La portion médiane de l’album permet à l’auditeur de reprendre ses esprits, sous les auspices de réflexions méditatives aux couleurs et aux sonorités changeantes (piano, composantes symphoniques et électro seront de la partie, en cohabitant les unes avec les autres sans adversité aucune), avant que la déferlante prédicatrice de "Prostitute" ne sévisse de nouveau. Les prémices seront annoncées avec 'Ivory Tower', succédant à 'Oh Patti' de la manière la plus fluide qui soit, et nous entraînant dans une course effrénée emmenée par d’inaltérables claviers stratosphériques. Cette course conduira l’auditeur à un final hybridant toutes sortes d’émotions, mêlant détresse, espoir et euphorie en un même feu d’artifice. Les paroles de la composition feront d’ailleurs directement référence à certains titres (de natures très variées) signés par nos Allemands, sur les opus précédents: 'Fallen Angels', 'Romeos', 'The Mysteries Of Love', 'Anyway'… Oscillant par la suite entre velléités cérémonieuses (comment résister au charme persuasif de 'Iron John' ?) et de fatalisme contenu ('The One Thing', 'Some People'), "Prostitute" confiera aux deux derniers morceaux le soin de parachever son œuvre.

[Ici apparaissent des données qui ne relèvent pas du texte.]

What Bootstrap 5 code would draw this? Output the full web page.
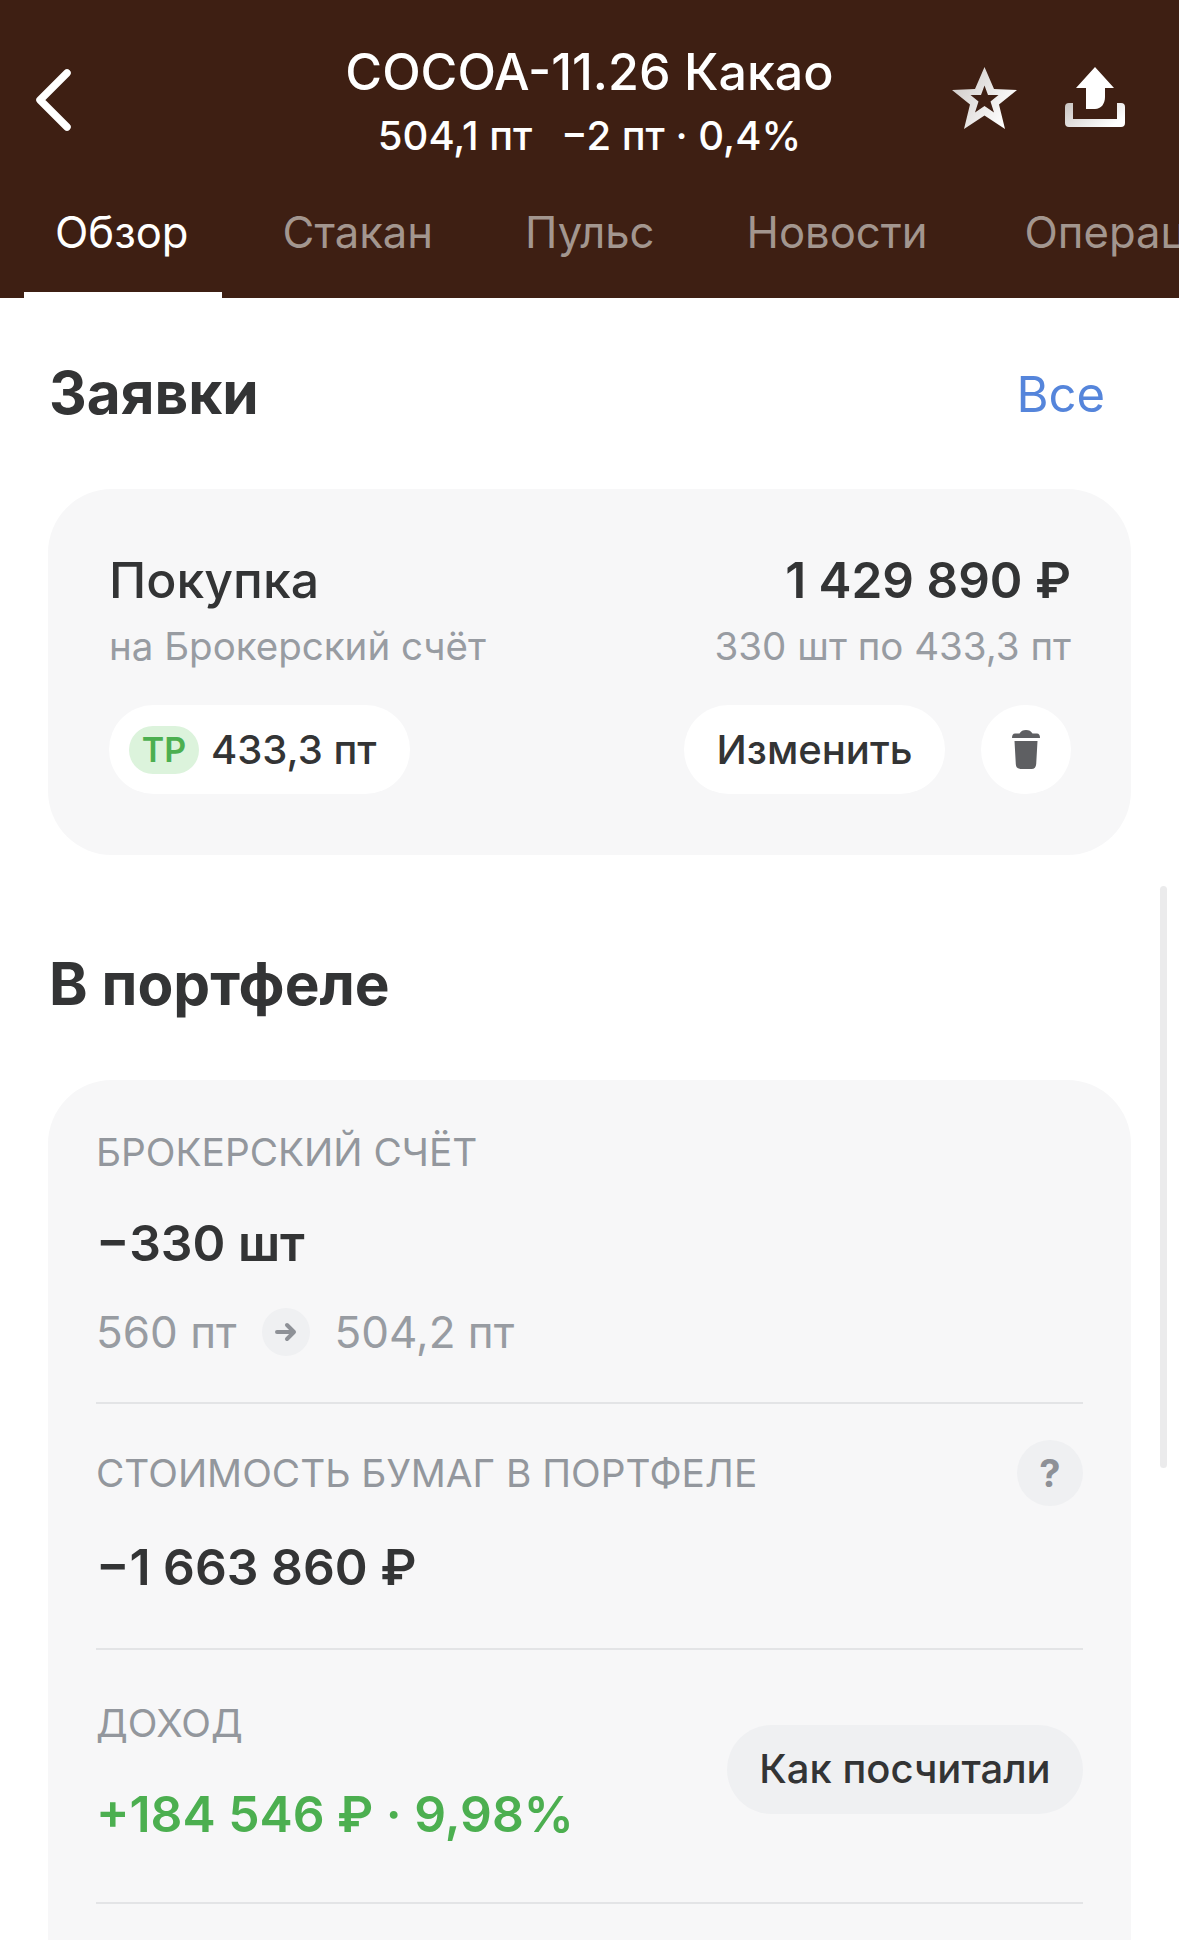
<!DOCTYPE html>
<html lang="ru">
<head>
  <meta charset="UTF-8" />
  <meta name="viewport" content="width=device-width, initial-scale=1.0"/>
  <title>COCOA-11.26 Какао</title>
  <link href="https://cdn.jsdelivr.net/npm/bootstrap@5.3.0/dist/css/bootstrap.min.css" rel="stylesheet">
  <style>
    html, body { height: 1940px; overflow: hidden; }
    body { font-family: Inter, "Noto Sans", sans-serif; background: #fff; color: #333435; position: relative; }
    .top-head { background: #3e1f13; height: 298px; color: #fff; }
    .title-row { padding-top: 40px; }
    .side-left { width: 227px; padding-left: 34px; padding-top: 29px; }
    .side-right { width: 227px; padding-right: 54px; padding-top: 27px; gap: 48px; }
    .instr-title { font-size: 50.2px; line-height: 64px; font-weight: 500; }
    .instr-sub { font-size: 40px; line-height: 52px; font-weight: 500; margin-top: 6px; }
    .instr-sub span { margin-left: 18px; }
    .tabs-row { margin-top: 43px; padding-left: 24px; gap: 30px; white-space: nowrap; overflow: hidden; }
    .tab-item { font-size: 43.6px; line-height: 56px; padding: 0 31px 31px; color: #a3968f; border-bottom: 6px solid transparent; }
    .tab-item.on { color: #fff; border-bottom-color: #fff; padding-right: 33px; }
    .tab-item:last-child { margin-left: 5px; }
    .sect-head { padding: 0 74px 0 49px; height: 68px; }
    .sect-title { font-size: 58.5px; line-height: 68px; font-weight: 700; color: #333435; margin: 0; }
    .sect-link { font-size: 49px; line-height: 68px; color: #5585db; text-decoration: none; margin-top: 3px; }
    .box-soft { background: #f7f7f8; border-radius: 64px; margin: 0 48px; }
    .order-box { padding: 61px 60px 61px 61px; }
    .order-name { font-size: 50px; line-height: 60px; font-weight: 500; }
    .order-sum { font-size: 49.5px; line-height: 60px; font-weight: 600; }
    .muted-line { font-size: 38.5px; line-height: 48px; color: #989ca2; margin-top: 12px; }
    .pill-white { background: #fff; height: 89px; border-radius: 45px; font-size: 40px; font-weight: 500; }
    .pill-price { padding: 0 34px 0 20px; gap: 12px; }
    .tp-mark { background: #dcf3dc; color: #4caf50; width: 70px; height: 48px; border-radius: 24px; font-size: 34px; font-weight: 600; }
    .pill-edit { padding: 0 30px; width: 261px; }
    .pill-trash { width: 90px; }
    .pos-box { padding: 50px 48px 0; height: 860px; border-bottom-left-radius: 0; border-bottom-right-radius: 0; }
    .cap-label { font-size: 38.8px; line-height: 44px; color: #93979d; }
    .big-val { font-size: 49.8px; line-height: 60px; font-weight: 600; }
    .price-row { font-size: 44px; line-height: 48px; color: #989ca2; gap: 25px; }
    .round-gray { background: #eff0f2; border-radius: 50%; color: #8e9197; }
    .round-arrow { width: 48px; height: 48px; }
    .round-help { width: 66px; height: 66px; font-size: 38px; font-weight: 700; }
    .pos-line { height: 2px; background: #e3e4e6; }
    .pill-gray { background: #eff0f2; height: 89px; width: 356px; border-radius: 45px; font-size: 40px; font-weight: 500; margin-bottom: 7px; }
    .green-val { font-size: 49.8px; line-height: 60px; font-weight: 600; color: #4caf50; }
    .scroll-thumb { position: absolute; left: 1160px; top: 886px; width: 7px; height: 582px; border-radius: 4px; background: #ebebec; }
  </style>
</head>
<body>

<header class="top-head">
  <div class="title-row d-flex">
    <div class="side-left flex-shrink-0">
      <svg width="38" height="62" viewBox="0 0 38 62"><path d="M33 4 6 31l27 27" fill="none" stroke="#fff" stroke-width="7.500" stroke-linecap="round" stroke-linejoin="round"/></svg>
    </div>
    <div class="flex-grow-1 text-center text-nowrap">
      <div class="instr-title">COCOA-11.26 Какао</div>
      <div class="instr-sub">504,1 пт <span>−2 пт · 0,4%</span></div>
    </div>
    <div class="side-right d-flex justify-content-end flex-shrink-0">
      <svg width="65" height="62" viewBox="0 0 65 62">
        <defs>
          <linearGradient id="shine" x1="0" y1="0" x2="1" y2="0.6">
            <stop offset="0" stop-color="#c9c4c1"/><stop offset="1" stop-color="#fff"/>
          </linearGradient>
        </defs>
        <path fill="url(#shine)" fill-rule="evenodd" d="M32.500 0 42 22l23 1-18 14.500L53 62 32.500 48.500 12 62l6-24.500L0 23l23-1zM32.500 18.500 29 28H18.500l8 6.500L23 45.500l9.500-6.500 9.500 6.500-3.500-11 8-6.500H36z"/>
      </svg>
      <svg width="60" height="61" viewBox="0 0 60 61">
        <path fill="#fff" d="M30 0 49 21H40V30C40 37 36 42 30 42H21V21H11z"/>
        <path fill="url(#shine)" d="M4 36H8V52H52V36H56a4 4 0 0 1 4 4V56a4 4 0 0 1-4 4H4a4 4 0 0 1-4-4V40a4 4 0 0 1 4-4z"/>
      </svg>
    </div>
  </div>
  <div class="tabs-row d-flex">
    <div class="tab-item on">Обзор</div>
    <div class="tab-item">Стакан</div>
    <div class="tab-item">Пульс</div>
    <div class="tab-item">Новости</div>
    <div class="tab-item">Операции</div>
  </div>
</header>

<main>
  <div class="sect-head d-flex justify-content-between align-items-center" style="margin-top:61px;margin-bottom:62px">
    <h2 class="sect-title">Заявки</h2>
    <a class="sect-link" href="#">Все</a>
  </div>

  <section class="box-soft order-box">
    <div class="d-flex justify-content-between">
      <div>
        <div class="order-name">Покупка</div>
        <div class="muted-line">на Брокерский счёт</div>
      </div>
      <div class="text-end">
        <div class="order-sum">1 429 890 ₽</div>
        <div class="muted-line">330 шт по 433,3 пт</div>
      </div>
    </div>
    <div class="d-flex justify-content-between" style="margin-top:35px">
      <div class="pill-white pill-price d-flex align-items-center">
        <span class="tp-mark d-flex align-items-center justify-content-center">TP</span>
        <span>433,3 пт</span>
      </div>
      <div class="d-flex" style="column-gap:36px">
        <div class="pill-white pill-edit d-flex align-items-center justify-content-center">Изменить</div>
        <div class="pill-white pill-trash d-flex align-items-center justify-content-center">
          <svg width="28" height="39" viewBox="0 0 28 39"><path fill="#5e5f62" d="M14 0c3 0 5 1 6.500 3.500H25c2 0 3 1.500 3 4.500H0c0-3 1-4.500 3-4.500h4.500C9 1 11 0 14 0zM2.500 11h23l-1.300 23c-.2 3-1.700 5-4.700 5H8.500c-3 0-4.500-2-4.700-5z"/></svg>
        </div>
      </div>
    </div>
  </section>

  <div class="sect-head d-flex" style="margin-top:95px;margin-bottom:62px">
    <h2 class="sect-title">В портфеле</h2>
  </div>

  <section class="box-soft pos-box">
    <div class="cap-label">БРОКЕРСКИЙ СЧЁТ</div>
    <div class="big-val" style="margin-top:39px">−330 шт</div>
    <div class="price-row d-flex align-items-center" style="margin-top:35px">
      <span>560 пт</span>
      <span class="round-gray round-arrow d-flex align-items-center justify-content-center">
        <svg width="22" height="20" viewBox="0 0 22 20"><path d="M2 10h17M12 3l7 7-7 7" fill="none" stroke="#8e9197" stroke-width="4" stroke-linecap="round" stroke-linejoin="round"/></svg>
      </span>
      <span>504,2 пт</span>
    </div>
    <div class="pos-line" style="margin-top:46px"></div>

    <div class="d-flex justify-content-between align-items-center" style="margin-top:36px">
      <div class="cap-label">СТОИМОСТЬ БУМАГ В ПОРТФЕЛЕ</div>
      <div class="round-gray round-help d-flex align-items-center justify-content-center">?</div>
    </div>
    <div class="big-val" style="margin-top:31px">−1 663 860 ₽</div>
    <div class="pos-line" style="margin-top:51px"></div>

    <div class="d-flex justify-content-between align-items-center" style="margin-top:51px">
      <div>
        <div class="cap-label">ДОХОД</div>
        <div class="green-val" style="margin-top:39px">+184 546 ₽ · 9,98%</div>
      </div>
      <div class="pill-gray d-flex align-items-center justify-content-center">Как посчитали</div>
    </div>
    <div class="pos-line" style="margin-top:58px"></div>
  </section>
</main>

<div class="scroll-thumb"></div>

<script src="https://cdn.jsdelivr.net/npm/bootstrap@5.3.0/dist/js/bootstrap.bundle.min.js"></script>
</body>
</html>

'Euphoria' est aussi rêveur que ténébreux (le chant étouffé porte en lui la symbiose même de ces deux antagonismes). Une merveille de mélodie et d’émotion, dotée d’arrangements à couper le souffle. Quant à 'Apollo' ? Il marquera le choix définitif de proscrire le côté obscur de la force, pour reprendre une expression chère aux aficionados d’une mythique saga cinématographique; Alphaville conclut la séance sur une intouchable tonalité épique et enflammée, véritable éloge électro-symphonique à vocation hautement enivrante.
"Prostitute", en dépit (ou à cause) de son génie, a suscité quelques controverses médiatiques. Certaines critiques ont estimé qu’il n’avait plus la verve originelle de la formation germanique. Un doute sur l’authenticité de son carat ? A l’instar des véritables chef-d ’œuvres qui font rarement l’unanimité.